I ask the Securities and Commodities Authority to organise the timing of the announcement of or issue of the fair price of the share.
It can be for instance one week or 15 days after the announcement of company profits.
The authority should have a control role and should have financial analysts to review the detailed reports on which the evaluation is based so that there would be no violations. Also it has to see to it that all reports are published.
There are reports issued by financial services or other companies, and they all do not agree to one price for the share.
Share prices are controlled by supply and demand, and the most important thing is the authority should maintain behind the scenes control in companies to ensure that reports issued by research sections do not benefit other sections of the company in the first place.
I stress the importance of analyses issued by financial service companies or investment bank companies. Such analyses indicate the development of financial markets in the country since they give the investor the option to choose according to a scientific analysis rather than a blind selection.
Also it is these analyses that make the companies different from brokerage ones, and those who do the analyses are analysts with scientific qualification and big experiences.

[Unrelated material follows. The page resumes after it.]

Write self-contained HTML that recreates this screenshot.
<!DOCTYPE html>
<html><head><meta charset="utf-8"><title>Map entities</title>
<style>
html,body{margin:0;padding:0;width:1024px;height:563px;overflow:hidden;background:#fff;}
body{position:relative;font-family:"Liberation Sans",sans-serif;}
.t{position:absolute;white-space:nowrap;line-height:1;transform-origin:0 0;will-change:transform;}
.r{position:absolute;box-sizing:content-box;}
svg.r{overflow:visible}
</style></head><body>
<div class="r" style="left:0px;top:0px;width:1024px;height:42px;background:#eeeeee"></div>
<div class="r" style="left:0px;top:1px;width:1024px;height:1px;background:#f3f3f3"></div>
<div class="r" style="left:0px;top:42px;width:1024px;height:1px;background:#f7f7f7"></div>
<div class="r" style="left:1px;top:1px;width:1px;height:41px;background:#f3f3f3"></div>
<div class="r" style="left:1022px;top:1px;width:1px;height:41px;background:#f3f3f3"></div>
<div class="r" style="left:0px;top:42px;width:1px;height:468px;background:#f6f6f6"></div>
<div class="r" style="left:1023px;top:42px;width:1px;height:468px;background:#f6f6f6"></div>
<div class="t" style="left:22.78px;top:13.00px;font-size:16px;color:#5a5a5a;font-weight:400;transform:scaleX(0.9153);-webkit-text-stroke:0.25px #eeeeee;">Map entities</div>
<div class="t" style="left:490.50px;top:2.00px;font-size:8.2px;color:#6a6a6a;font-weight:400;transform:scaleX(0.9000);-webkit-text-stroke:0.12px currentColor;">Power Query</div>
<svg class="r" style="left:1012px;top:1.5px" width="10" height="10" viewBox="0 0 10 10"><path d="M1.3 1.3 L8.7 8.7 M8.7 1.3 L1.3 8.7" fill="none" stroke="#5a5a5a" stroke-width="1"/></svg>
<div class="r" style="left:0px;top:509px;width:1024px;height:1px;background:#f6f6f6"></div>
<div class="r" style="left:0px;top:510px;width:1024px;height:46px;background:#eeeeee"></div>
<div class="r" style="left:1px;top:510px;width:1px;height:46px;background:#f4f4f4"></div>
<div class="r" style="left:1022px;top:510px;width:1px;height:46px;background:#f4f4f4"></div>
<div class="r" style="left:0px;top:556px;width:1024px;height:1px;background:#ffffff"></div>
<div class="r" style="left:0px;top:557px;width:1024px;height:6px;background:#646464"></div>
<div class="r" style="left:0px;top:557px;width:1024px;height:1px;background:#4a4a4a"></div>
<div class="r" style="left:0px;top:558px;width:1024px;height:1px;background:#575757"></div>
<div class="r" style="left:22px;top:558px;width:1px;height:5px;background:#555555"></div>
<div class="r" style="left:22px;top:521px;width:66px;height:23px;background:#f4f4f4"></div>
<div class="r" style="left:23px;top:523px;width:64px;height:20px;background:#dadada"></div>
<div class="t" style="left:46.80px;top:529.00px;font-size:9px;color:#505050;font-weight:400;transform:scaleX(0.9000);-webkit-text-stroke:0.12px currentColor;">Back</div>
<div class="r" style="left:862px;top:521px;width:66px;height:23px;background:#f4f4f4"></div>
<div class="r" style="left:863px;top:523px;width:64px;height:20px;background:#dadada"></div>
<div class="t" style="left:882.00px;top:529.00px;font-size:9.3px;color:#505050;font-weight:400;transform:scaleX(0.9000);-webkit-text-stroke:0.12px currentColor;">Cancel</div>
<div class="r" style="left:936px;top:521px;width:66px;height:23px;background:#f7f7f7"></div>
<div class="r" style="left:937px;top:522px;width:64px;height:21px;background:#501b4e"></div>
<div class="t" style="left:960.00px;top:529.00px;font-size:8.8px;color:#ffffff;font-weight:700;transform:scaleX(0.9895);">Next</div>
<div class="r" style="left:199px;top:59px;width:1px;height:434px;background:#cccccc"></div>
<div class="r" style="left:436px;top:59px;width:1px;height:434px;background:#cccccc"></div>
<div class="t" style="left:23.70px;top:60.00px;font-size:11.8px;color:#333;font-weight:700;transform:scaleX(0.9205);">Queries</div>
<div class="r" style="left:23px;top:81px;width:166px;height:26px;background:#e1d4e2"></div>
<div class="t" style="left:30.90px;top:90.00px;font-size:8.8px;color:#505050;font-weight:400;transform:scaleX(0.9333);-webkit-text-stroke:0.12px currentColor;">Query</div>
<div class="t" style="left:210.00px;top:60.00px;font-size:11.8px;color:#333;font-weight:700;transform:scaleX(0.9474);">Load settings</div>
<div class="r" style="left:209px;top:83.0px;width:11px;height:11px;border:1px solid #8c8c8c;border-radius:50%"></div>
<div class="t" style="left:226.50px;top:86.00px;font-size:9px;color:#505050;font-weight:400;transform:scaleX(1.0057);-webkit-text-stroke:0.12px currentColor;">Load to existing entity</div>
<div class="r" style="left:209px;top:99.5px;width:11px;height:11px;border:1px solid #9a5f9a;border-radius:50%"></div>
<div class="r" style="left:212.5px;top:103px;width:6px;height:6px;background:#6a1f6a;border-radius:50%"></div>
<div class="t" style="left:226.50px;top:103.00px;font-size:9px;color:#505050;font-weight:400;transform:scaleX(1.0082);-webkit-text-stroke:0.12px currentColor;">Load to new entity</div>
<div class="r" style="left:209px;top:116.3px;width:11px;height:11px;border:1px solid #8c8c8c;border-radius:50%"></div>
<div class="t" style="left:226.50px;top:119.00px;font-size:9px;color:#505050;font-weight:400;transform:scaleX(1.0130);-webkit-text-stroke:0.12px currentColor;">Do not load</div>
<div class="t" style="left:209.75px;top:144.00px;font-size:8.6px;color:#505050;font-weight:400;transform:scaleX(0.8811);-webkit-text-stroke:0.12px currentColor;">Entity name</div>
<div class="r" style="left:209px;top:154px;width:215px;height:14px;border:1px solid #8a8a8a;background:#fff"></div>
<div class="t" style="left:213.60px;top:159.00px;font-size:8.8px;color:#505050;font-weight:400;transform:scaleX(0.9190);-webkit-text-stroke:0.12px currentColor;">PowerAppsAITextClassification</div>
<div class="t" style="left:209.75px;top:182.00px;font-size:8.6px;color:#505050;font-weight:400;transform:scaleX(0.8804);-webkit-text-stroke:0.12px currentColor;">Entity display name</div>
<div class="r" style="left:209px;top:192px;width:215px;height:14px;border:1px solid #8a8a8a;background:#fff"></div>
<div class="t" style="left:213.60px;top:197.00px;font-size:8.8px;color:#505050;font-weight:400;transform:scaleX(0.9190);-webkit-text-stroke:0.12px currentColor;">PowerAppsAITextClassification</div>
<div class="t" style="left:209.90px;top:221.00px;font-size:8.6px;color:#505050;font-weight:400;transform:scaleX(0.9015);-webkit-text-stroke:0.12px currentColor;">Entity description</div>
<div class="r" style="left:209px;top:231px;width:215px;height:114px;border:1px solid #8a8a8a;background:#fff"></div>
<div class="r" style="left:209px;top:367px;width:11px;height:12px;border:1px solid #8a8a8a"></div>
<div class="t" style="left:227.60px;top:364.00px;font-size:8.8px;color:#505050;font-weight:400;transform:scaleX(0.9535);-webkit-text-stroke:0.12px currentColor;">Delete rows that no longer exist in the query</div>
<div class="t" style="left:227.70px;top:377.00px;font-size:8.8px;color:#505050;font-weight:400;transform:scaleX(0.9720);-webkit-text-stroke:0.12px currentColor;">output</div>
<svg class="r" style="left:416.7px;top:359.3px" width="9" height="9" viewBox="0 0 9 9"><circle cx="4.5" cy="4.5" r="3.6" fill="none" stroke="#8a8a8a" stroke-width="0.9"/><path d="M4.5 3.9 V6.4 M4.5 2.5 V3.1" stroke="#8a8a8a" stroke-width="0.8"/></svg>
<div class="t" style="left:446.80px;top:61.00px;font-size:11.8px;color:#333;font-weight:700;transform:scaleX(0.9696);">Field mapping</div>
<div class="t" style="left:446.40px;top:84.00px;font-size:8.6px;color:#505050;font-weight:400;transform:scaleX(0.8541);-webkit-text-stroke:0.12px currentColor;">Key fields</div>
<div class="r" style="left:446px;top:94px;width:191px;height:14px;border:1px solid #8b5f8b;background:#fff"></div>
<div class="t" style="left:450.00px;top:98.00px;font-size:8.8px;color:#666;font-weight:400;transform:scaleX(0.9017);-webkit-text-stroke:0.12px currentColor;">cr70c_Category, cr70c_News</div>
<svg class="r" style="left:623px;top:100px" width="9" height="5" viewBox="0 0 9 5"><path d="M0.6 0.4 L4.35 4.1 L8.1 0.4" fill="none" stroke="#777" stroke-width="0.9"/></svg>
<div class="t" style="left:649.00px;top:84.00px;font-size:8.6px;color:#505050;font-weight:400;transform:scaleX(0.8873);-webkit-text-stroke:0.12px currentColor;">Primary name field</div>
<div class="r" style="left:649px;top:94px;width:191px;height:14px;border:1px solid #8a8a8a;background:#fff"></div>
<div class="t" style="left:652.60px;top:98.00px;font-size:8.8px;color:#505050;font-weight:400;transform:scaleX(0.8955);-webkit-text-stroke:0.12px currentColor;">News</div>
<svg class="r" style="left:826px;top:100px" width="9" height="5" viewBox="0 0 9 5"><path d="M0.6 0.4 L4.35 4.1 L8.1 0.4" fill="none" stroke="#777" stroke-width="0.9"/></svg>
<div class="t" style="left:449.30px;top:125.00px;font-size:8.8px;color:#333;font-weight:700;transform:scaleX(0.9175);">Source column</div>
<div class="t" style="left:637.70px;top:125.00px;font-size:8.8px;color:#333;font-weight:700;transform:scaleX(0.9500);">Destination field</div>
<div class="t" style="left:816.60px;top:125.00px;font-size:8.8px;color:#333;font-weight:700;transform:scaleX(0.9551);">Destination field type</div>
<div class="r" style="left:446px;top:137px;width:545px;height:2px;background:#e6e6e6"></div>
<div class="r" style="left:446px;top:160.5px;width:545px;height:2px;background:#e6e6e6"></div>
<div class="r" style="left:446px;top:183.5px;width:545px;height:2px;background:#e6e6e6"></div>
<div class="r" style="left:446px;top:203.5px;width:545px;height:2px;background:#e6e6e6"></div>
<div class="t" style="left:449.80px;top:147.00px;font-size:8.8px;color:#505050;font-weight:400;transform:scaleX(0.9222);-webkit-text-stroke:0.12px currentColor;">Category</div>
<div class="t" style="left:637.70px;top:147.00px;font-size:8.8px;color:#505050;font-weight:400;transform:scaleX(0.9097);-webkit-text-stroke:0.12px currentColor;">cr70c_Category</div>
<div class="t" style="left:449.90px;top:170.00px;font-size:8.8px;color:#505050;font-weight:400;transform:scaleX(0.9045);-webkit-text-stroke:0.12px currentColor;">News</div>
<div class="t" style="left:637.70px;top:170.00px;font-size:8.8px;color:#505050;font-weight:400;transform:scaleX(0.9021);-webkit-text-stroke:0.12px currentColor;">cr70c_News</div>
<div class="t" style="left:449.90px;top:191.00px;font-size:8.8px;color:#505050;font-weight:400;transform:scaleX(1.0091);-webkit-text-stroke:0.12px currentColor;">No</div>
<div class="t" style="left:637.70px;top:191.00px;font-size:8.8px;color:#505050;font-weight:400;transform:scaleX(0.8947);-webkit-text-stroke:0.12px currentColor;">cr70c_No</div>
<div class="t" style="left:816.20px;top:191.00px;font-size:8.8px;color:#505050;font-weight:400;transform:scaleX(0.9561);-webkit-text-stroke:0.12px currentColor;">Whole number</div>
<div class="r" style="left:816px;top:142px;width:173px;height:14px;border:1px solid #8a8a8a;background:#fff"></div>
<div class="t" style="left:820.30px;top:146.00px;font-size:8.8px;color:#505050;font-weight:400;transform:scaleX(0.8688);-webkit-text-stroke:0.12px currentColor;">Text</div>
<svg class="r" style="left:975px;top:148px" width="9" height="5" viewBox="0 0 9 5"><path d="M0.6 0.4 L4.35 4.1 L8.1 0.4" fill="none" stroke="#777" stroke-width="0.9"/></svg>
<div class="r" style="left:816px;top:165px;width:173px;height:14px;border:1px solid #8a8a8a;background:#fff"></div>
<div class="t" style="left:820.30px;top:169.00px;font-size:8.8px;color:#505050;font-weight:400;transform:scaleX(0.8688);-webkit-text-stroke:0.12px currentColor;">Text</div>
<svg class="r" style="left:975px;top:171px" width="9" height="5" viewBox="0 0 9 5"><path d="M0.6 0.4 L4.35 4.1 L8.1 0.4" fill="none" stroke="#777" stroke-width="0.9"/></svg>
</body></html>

The problems lies not in the financial analysis process but with the investor, who is too slack to read all analyses and who does not look at the other details that set the fair prices of shares and their timings and whether the analyses were built on a scientific basis or not, and how to compare this company with that company, or whether there are investors who rely in their decisions on the media which highlights certain figures.
Most small investors, especially the smart speculators, try to exploit any new figures and data to score quick profits, and this is a big problem.